## DATA SHOWN

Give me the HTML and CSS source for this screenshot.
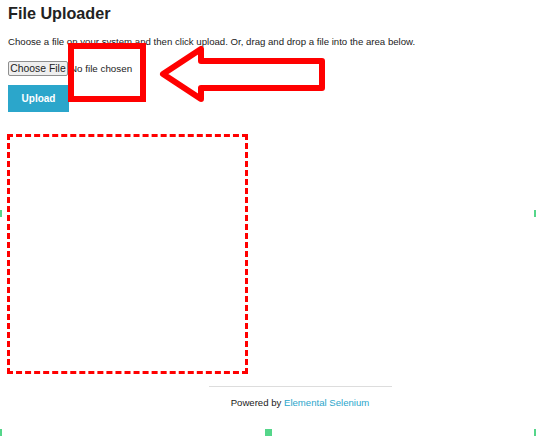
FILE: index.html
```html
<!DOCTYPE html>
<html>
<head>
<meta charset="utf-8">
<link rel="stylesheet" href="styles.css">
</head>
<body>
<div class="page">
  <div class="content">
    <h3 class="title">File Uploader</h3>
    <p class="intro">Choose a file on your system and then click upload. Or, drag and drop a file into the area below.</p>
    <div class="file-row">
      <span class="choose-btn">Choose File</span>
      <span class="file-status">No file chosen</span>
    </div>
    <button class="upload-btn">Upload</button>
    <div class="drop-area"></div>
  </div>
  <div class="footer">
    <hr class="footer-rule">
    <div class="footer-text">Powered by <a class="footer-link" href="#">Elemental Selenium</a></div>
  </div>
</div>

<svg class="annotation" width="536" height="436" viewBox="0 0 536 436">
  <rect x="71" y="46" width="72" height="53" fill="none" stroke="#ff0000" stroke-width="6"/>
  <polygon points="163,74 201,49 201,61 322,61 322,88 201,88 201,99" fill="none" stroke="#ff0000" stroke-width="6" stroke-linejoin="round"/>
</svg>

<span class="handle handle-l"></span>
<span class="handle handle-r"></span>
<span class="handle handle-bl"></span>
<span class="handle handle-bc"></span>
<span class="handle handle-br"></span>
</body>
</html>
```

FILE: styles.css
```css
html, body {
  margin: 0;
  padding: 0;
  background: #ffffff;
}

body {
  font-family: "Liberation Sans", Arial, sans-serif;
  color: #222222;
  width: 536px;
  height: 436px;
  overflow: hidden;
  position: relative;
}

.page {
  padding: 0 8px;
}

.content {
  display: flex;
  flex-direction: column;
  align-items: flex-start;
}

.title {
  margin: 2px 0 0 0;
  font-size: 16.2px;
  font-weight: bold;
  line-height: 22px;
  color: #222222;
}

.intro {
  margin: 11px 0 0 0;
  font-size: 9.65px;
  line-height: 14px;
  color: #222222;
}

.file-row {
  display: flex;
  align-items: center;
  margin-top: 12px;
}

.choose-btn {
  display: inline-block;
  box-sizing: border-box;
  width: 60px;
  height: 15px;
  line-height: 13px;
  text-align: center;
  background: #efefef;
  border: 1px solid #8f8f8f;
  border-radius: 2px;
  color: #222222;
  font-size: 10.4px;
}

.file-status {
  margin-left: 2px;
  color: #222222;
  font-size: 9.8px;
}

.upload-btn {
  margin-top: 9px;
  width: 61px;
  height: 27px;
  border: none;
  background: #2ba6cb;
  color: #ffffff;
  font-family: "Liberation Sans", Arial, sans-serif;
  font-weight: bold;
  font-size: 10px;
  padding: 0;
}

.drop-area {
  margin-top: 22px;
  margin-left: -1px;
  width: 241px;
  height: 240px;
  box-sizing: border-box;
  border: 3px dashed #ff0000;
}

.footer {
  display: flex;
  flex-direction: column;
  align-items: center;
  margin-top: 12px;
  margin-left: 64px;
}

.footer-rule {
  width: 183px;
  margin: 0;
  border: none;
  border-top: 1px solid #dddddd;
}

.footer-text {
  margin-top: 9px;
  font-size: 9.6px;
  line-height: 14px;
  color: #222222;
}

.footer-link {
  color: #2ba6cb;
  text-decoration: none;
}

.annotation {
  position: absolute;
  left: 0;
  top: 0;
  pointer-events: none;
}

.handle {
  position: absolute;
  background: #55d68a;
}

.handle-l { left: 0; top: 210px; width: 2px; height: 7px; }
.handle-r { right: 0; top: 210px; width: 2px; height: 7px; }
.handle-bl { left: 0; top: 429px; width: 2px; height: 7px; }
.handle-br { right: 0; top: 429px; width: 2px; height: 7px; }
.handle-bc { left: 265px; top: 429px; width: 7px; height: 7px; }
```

## REQUIRED WORK
Without the pictures, copy the material exactly as given.

## SOLVED PROBLEM
Give me the HTML and CSS source for this screenshot.
FILE: index.html
```html
<!DOCTYPE html>
<html>
<head>
<meta charset="utf-8">
<link rel="stylesheet" href="styles.css">
</head>
<body>
<div class="page">
  <div class="content">
    <h3 class="title">File Uploader</h3>
    <p class="intro">Choose a file on your system and then click upload. Or, drag and drop a file into the area below.</p>
    <div class="file-row">
      <span class="choose-btn">Choose File</span>
      <span class="file-status">No file chosen</span>
    </div>
    <button class="upload-btn">Upload</button>
    <div class="drop-area"></div>
  </div>
  <div class="footer">
    <hr class="footer-rule">
    <div class="footer-text">Powered by <a class="footer-link" href="#">Elemental Selenium</a></div>
  </div>
</div>

<svg class="annotation" width="536" height="436" viewBox="0 0 536 436">
  <rect x="71" y="46" width="72" height="53" fill="none" stroke="#ff0000" stroke-width="6"/>
  <polygon points="163,74 201,49 201,61 322,61 322,88 201,88 201,99" fill="none" stroke="#ff0000" stroke-width="6" stroke-linejoin="round"/>
</svg>

<span class="handle handle-l"></span>
<span class="handle handle-r"></span>
<span class="handle handle-bl"></span>
<span class="handle handle-bc"></span>
<span class="handle handle-br"></span>
</body>
</html>
```

FILE: styles.css
```css
html, body {
  margin: 0;
  padding: 0;
  background: #ffffff;
}

body {
  font-family: "Liberation Sans", Arial, sans-serif;
  color: #222222;
  width: 536px;
  height: 436px;
  overflow: hidden;
  position: relative;
}

.page {
  padding: 0 8px;
}

.content {
  display: flex;
  flex-direction: column;
  align-items: flex-start;
}

.title {
  margin: 2px 0 0 0;
  font-size: 16.2px;
  font-weight: bold;
  line-height: 22px;
  color: #222222;
}

.intro {
  margin: 11px 0 0 0;
  font-size: 9.65px;
  line-height: 14px;
  color: #222222;
}

.file-row {
  display: flex;
  align-items: center;
  margin-top: 12px;
}

.choose-btn {
  display: inline-block;
  box-sizing: border-box;
  width: 60px;
  height: 15px;
  line-height: 13px;
  text-align: center;
  background: #efefef;
  border: 1px solid #8f8f8f;
  border-radius: 2px;
  color: #222222;
  font-size: 10.4px;
}

.file-status {
  margin-left: 2px;
  color: #222222;
  font-size: 9.8px;
}

.upload-btn {
  margin-top: 9px;
  width: 61px;
  height: 27px;
  border: none;
  background: #2ba6cb;
  color: #ffffff;
  font-family: "Liberation Sans", Arial, sans-serif;
  font-weight: bold;
  font-size: 10px;
  padding: 0;
}

.drop-area {
  margin-top: 22px;
  margin-left: -1px;
  width: 241px;
  height: 240px;
  box-sizing: border-box;
  border: 3px dashed #ff0000;
}

.footer {
  display: flex;
  flex-direction: column;
  align-items: center;
  margin-top: 12px;
  margin-left: 64px;
}

.footer-rule {
  width: 183px;
  margin: 0;
  border: none;
  border-top: 1px solid #dddddd;
}

.footer-text {
  margin-top: 9px;
  font-size: 9.6px;
  line-height: 14px;
  color: #222222;
}

.footer-link {
  color: #2ba6cb;
  text-decoration: none;
}

.annotation {
  position: absolute;
  left: 0;
  top: 0;
  pointer-events: none;
}

.handle {
  position: absolute;
  background: #55d68a;
}

.handle-l { left: 0; top: 210px; width: 2px; height: 7px; }
.handle-r { right: 0; top: 210px; width: 2px; height: 7px; }
.handle-bl { left: 0; top: 429px; width: 2px; height: 7px; }
.handle-br { right: 0; top: 429px; width: 2px; height: 7px; }
.handle-bc { left: 265px; top: 429px; width: 7px; height: 7px; }
```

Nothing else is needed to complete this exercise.